Starting from the problem of types, Rosenthal applies almost the entire framework of analytical psychology to analyze two very different biblical texts. On the one hand, he examines the figure of Saul in its contrast to that of David by which he achieves a comprehensive understanding of the personality and the destiny of this king; however, of greater importance than this part—against which some basic methodological objections can be raised—is the other section of the work which explores the Jacob-Esau opposition.

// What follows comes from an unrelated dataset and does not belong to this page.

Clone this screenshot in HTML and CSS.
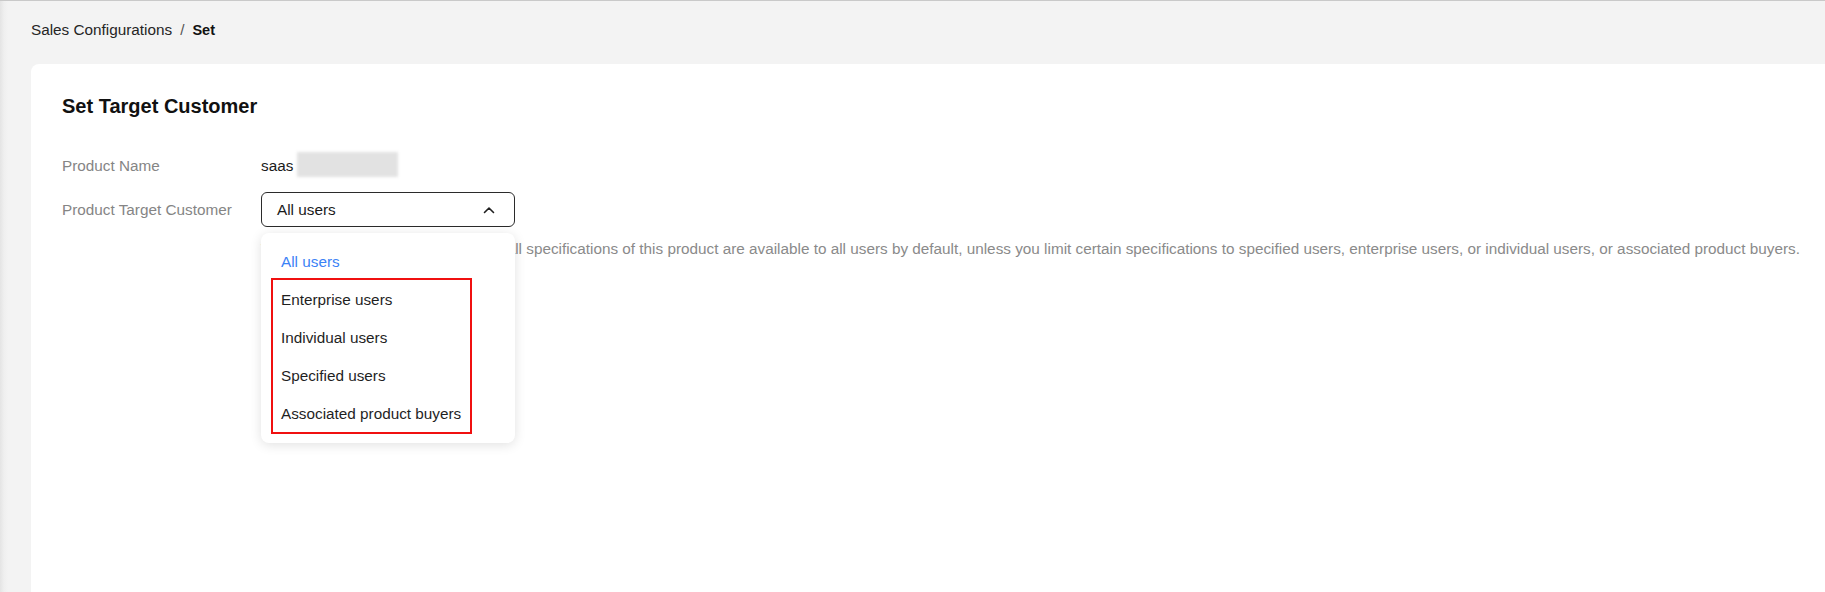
FILE: index.html
```html
<!DOCTYPE html>
<html lang="en">
<head>
<meta charset="utf-8">
<title>Set Target Customer</title>
<link rel="stylesheet" href="styles.css">
</head>
<body>
<div class="page">
  <nav class="breadcrumb">
    <span class="crumb">Sales Configurations</span>
    <span class="sep">/</span>
    <span class="crumb current">Set</span>
  </nav>
  <main class="card">
    <h1 class="title">Set Target Customer</h1>
    <div class="form">
      <div class="row row-name">
        <div class="label">Product Name</div>
        <div class="value">saas<span class="masked"></span></div>
      </div>
      <div class="row row-target">
        <div class="label">Product Target Customer</div>
        <div class="field">
          <div class="select">
            <span class="select-text">All users</span>
            <svg class="chevron" width="12" height="8" viewBox="0 0 12 8"><polyline points="1.5,6.5 6,2 10.5,6.5" fill="none" stroke="#1f1f1f" stroke-width="1.6" stroke-linecap="round" stroke-linejoin="round"/></svg>
          </div>
          <ul class="menu">
            <li class="opt active">All users</li>
            <li class="group">
              <ul class="group-list">
                <li class="opt">Enterprise users</li>
                <li class="opt">Individual users</li>
                <li class="opt">Specified users</li>
                <li class="opt">Associated product buyers</li>
              </ul>
            </li>
          </ul>
        </div>
      </div>
      <div class="row row-help">
        <div class="label"></div>
        <p class="help">Where the target group is All Users, all specifications of this product are available to all users by default, unless you limit certain specifications to specified users, enterprise users, or individual users, or associated product buyers.</p>
      </div>
    </div>
  </main>
</div>
</body>
</html>
```

FILE: styles.css
```css
html, body {
  margin: 0;
  padding: 0;
  height: 100%;
}
body {
  background: linear-gradient(to right, #e4e4e4 0, #efefef 4px, #f3f3f3 8px, #f3f3f3 100%);
  border-top: 1px solid #c9c9c9;
  box-sizing: border-box;
  font-family: "Liberation Sans", Arial, sans-serif;
  font-size: 15.3px;
  color: #1a1a1a;
  overflow: hidden;
}
.page {
  display: flex;
  flex-direction: column;
  height: 100%;
}
.breadcrumb {
  display: flex;
  align-items: center;
  gap: 8px;
  padding: 19px 0 0 31px;
  height: 20px;
  line-height: 20px;
}
.crumb { color: #252525; }
.sep { color: #555; }
.crumb.current {
  font-weight: bold;
  font-size: 14.5px;
  color: #111;
}
.card {
  flex: 1;
  margin: 24px 0 0 31px;
  background: #fff;
  border-radius: 8px 0 0 0;
  padding: 30px 0 0 31px;
}
.title {
  margin: 0;
  font-size: 20px;
  line-height: 24px;
  font-weight: bold;
  color: #111;
}
.form {
  margin-top: 38px;
}
.row {
  display: flex;
  align-items: center;
}
.label {
  width: 199px;
  flex: none;
  color: #858585;
  line-height: 20px;
}
.value {
  display: flex;
  align-items: center;
  line-height: 20px;
  color: #1a1a1a;
}
.masked {
  display: inline-block;
  width: 101px;
  height: 25px;
  margin: -4px 0 -1px 4px;
  background: #e2e2e2;
  filter: blur(1.5px);
}
.row-target {
  margin-top: 16px;
}
.field {
  position: relative;
}
.select {
  box-sizing: border-box;
  width: 254px;
  height: 35px;
  border: 1px solid #2b2b2b;
  border-radius: 6px;
  display: flex;
  align-items: center;
  justify-content: space-between;
  padding: 0 19px 0 15px;
  color: #1a1a1a;
}
.chevron { display: block; }
.row-help {
  margin-top: 12px;
}
.help {
  margin: 0;
  line-height: 20px;
  color: #8a8a8a;
  white-space: nowrap;
}
.menu {
  position: absolute;
  z-index: 5;
  top: 41px;
  left: 0;
  width: 254px;
  box-sizing: border-box;
  margin: 0;
  padding: 10px 0;
  list-style: none;
  background: #fff;
  border-radius: 8px;
  box-shadow: 0 2px 12px rgba(0, 0, 0, 0.12);
}
.group { position: relative; }
.group-list {
  list-style: none;
  margin: 0;
  padding: 0;
}
.group::after {
  content: "";
  position: absolute;
  left: 10px;
  top: -3px;
  width: 201px;
  bottom: -1px;
  box-sizing: border-box;
  border: 2px solid #f01010;
  pointer-events: none;
}
.opt {
  height: 38px;
  line-height: 38px;
  padding-left: 20px;
  color: #1f1f1f;
}
.opt.active {
  color: #3b82f6;
}
```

Qualms about the adequacy of a psychological exploration of texts such as the Bible are no longer appropriate today, for through Jung’s discovery of the “collective unconscious” as the general foundation upon which human culture is constructed, an adequate conception of mythical material and religious phenomena became possible. The narrative of Jacob’s battle with the angel, which according to received wisdom is Jacob’s guardian angel, portrays, in the sense of myth, “a dream of the people.” Rosenthal makes him an object of analysis which reveals the deepest layers of the national character by demonstrating that, in this battle, the battle of Judaism with itself, with its inferior side, it is “Esau” who is portrayed. The interweaving of the forefathers’ narrative with the universal-mythical event which affects the entire people is traceable right into the details of the text, and it can be deduced precisely from the symbolic-mythical reality of the events just how the battle between the opposing types develops via the battle with its own inferiority toward the holy militancy of Israel.

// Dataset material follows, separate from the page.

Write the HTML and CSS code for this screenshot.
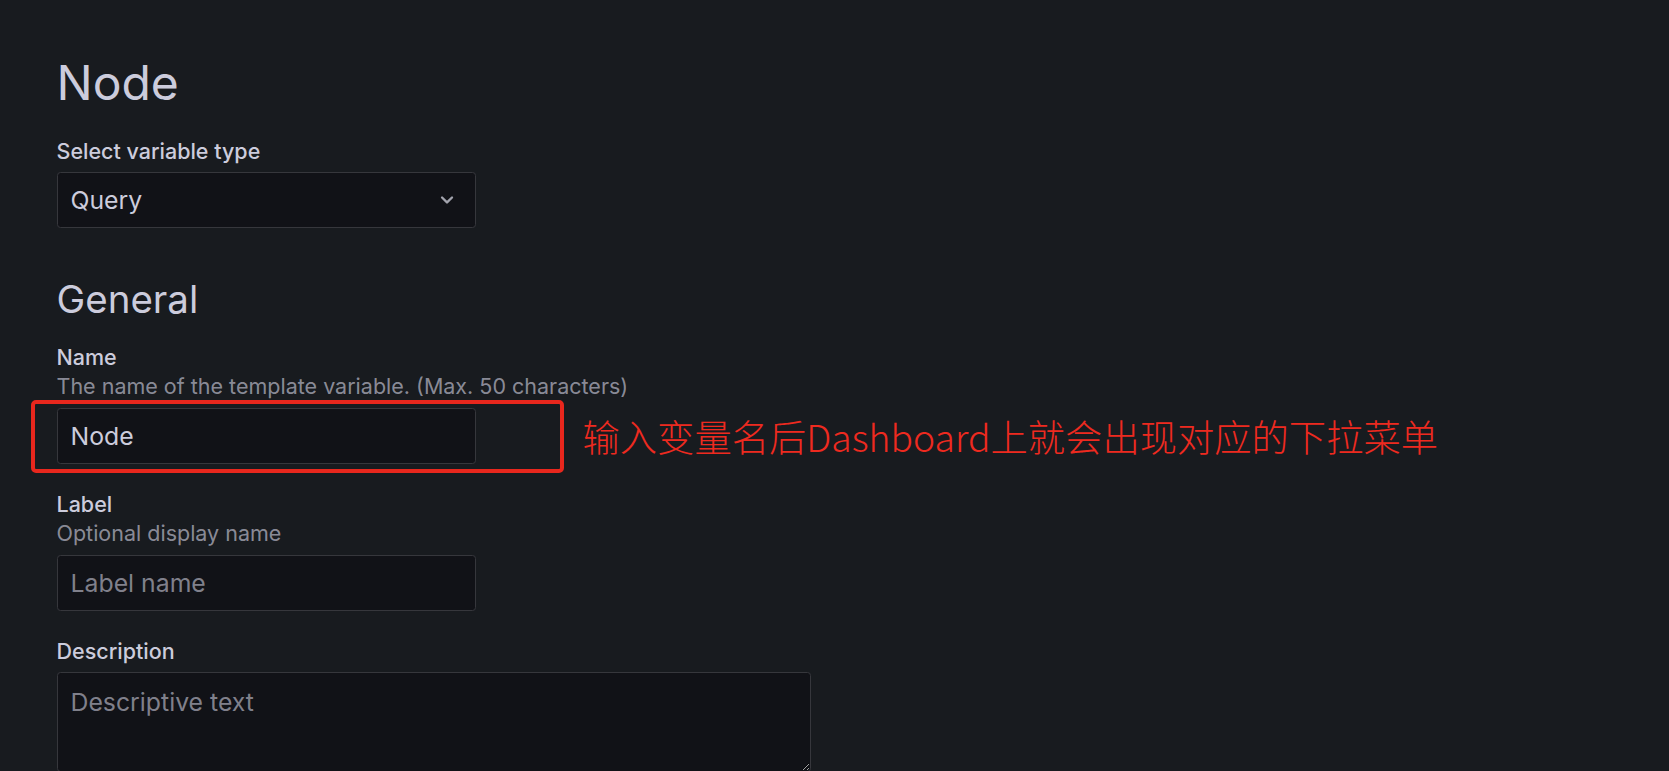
FILE: index.html
```html
<!DOCTYPE html>
<html lang="zh-CN">
<head>
<meta charset="utf-8">
<title>Node - Variable</title>
<link rel="stylesheet" href="styles.css">
</head>
<body>
<div class="page">
  <h1 class="title">Node</h1>

  <div class="field field-type">
    <div class="label">Select variable type</div>
    <div class="select">
      <span class="select-value">Query</span>
      <svg class="chevron" viewBox="0 0 24 24" width="28" height="28" aria-hidden="true">
        <path d="M17,9.17a1,1,0,0,0-1.41,0L12,12.71,8.46,9.17a1,1,0,0,0-1.410,0,1,1,0,0,0,0,1.42l4.24,4.24a1,1,0,0,0,1.42,0L17,10.59A1,1,0,0,0,17,9.17Z" fill="currentColor"/>
      </svg>
    </div>
  </div>

  <h2 class="section-title">General</h2>

  <div class="field">
    <div class="label">Name</div>
    <div class="desc">The name of the template variable. (Max. 50 characters)</div>
    <div class="input-wrap">
      <input class="input" type="text" value="Node">
      <div class="highlight"></div>
      <div class="annotation">输入变量名后Dashboard上就会出现对应的下拉菜单</div>
    </div>
  </div>

  <div class="field">
    <div class="label">Label</div>
    <div class="desc">Optional display name</div>
    <div class="input-wrap">
      <input class="input" type="text" placeholder="Label name">
    </div>
  </div>

  <div class="field">
    <div class="label">Description</div>
    <textarea class="textarea" placeholder="Descriptive text"></textarea>
  </div>
</div>
</body>
</html>
```

FILE: styles.css
```css
html, body {
  margin: 0;
  padding: 0;
  height: 100%;
  overflow: hidden;
  background: #181b1f;
}

body {
  font-family: Inter, "Noto Sans", "Liberation Sans", sans-serif;
  color: #ccccdc;
}

.page {
  padding: 52.7px 0 0 56.5px;
}

.title {
  margin: 0 0 27.3px;
  font-size: 48px;
  line-height: 59px;
  font-weight: 400;
  color: #ccccdc;
}

.section-title {
  margin: 48.8px 0 22.3px;
  font-size: 38.5px;
  line-height: 46px;
  font-weight: 400;
  color: #ccccdc;
}

.field {
  margin-bottom: 28px;
}

.field-type {
  margin-bottom: 0;
}

.label {
  font-size: 21.5px;
  line-height: 25px;
  font-weight: 500;
  color: #ccccdc;
  margin-bottom: 8.2px;
}

.label + .desc {
  margin-top: -3.7px;
}

.desc {
  font-size: 21.5px;
  line-height: 25px;
  font-weight: 400;
  color: rgba(204, 204, 220, 0.65);
  margin-bottom: 9px;
}

.select {
  box-sizing: border-box;
  width: 419px;
  height: 55.5px;
  display: flex;
  align-items: center;
  justify-content: space-between;
  padding: 0 14px 0 13px;
  background: #111217;
  border: 1px solid #36373c;
  border-radius: 3.5px;
}

.select-value {
  font-size: 24.8px;
  line-height: 30px;
  color: #ccccdc;
}

.chevron {
  display: block;
  color: #a3a4ae;
}

.input-wrap {
  position: relative;
  width: 419px;
}

.input {
  display: block;
  box-sizing: border-box;
  width: 419px;
  height: 55.5px;
  margin: 0;
  padding: 0 13px;
  background: #111217;
  border: 1px solid #36373c;
  border-radius: 3.5px;
  font-family: Inter, "Noto Sans", sans-serif;
  font-size: 24.8px;
  line-height: 30px;
  color: #ccccdc;
  outline: none;
}

.input::placeholder,
.textarea::placeholder {
  color: rgba(204, 204, 220, 0.6);
  opacity: 1;
}

.textarea {
  display: block;
  box-sizing: border-box;
  width: 754px;
  height: 100.5px;
  margin: 0;
  padding: 14.5px 13px;
  background: #111217;
  border: 1px solid #36373c;
  border-radius: 3.5px;
  font-family: Inter, "Noto Sans", sans-serif;
  font-size: 24.8px;
  line-height: 30px;
  color: #ccccdc;
  outline: none;
  resize: both;
  color-scheme: dark;
}

/* annotation overlay */
.highlight {
  position: absolute;
  top: -8.4px;
  left: -25.5px;
  right: -88.5px;
  bottom: -9px;
  border: 4px solid #e8271d;
  border-radius: 5px;
  pointer-events: none;
}

.annotation {
  position: absolute;
  top: 0;
  bottom: 0;
  left: 526px;
  display: flex;
  align-items: center;
  white-space: nowrap;
  font-family: "Noto Sans CJK SC", "Noto Sans", sans-serif;
  font-size: 37.3px;
  font-weight: 300;
  color: #ee2a1f;
}
```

This elaboration of the content is naturally meager and unsatisfactory, but it is also not intended to be a substitute for the reading of Rosenthal’s work, which contains a plethora of important findings, even if some objections can be raised against it.

The application of analytical psychology to the study of religion—of which the Rosenthal work is a first beginning—imparts not only new answers and questions, but it can also provide a decisive contribution to the regrounding of the Jew in Judaism by facilitating for the modern man a personal access to the religious and general basics of Jewish scripture.

Dr. Erich Neumann, Tel Aviv.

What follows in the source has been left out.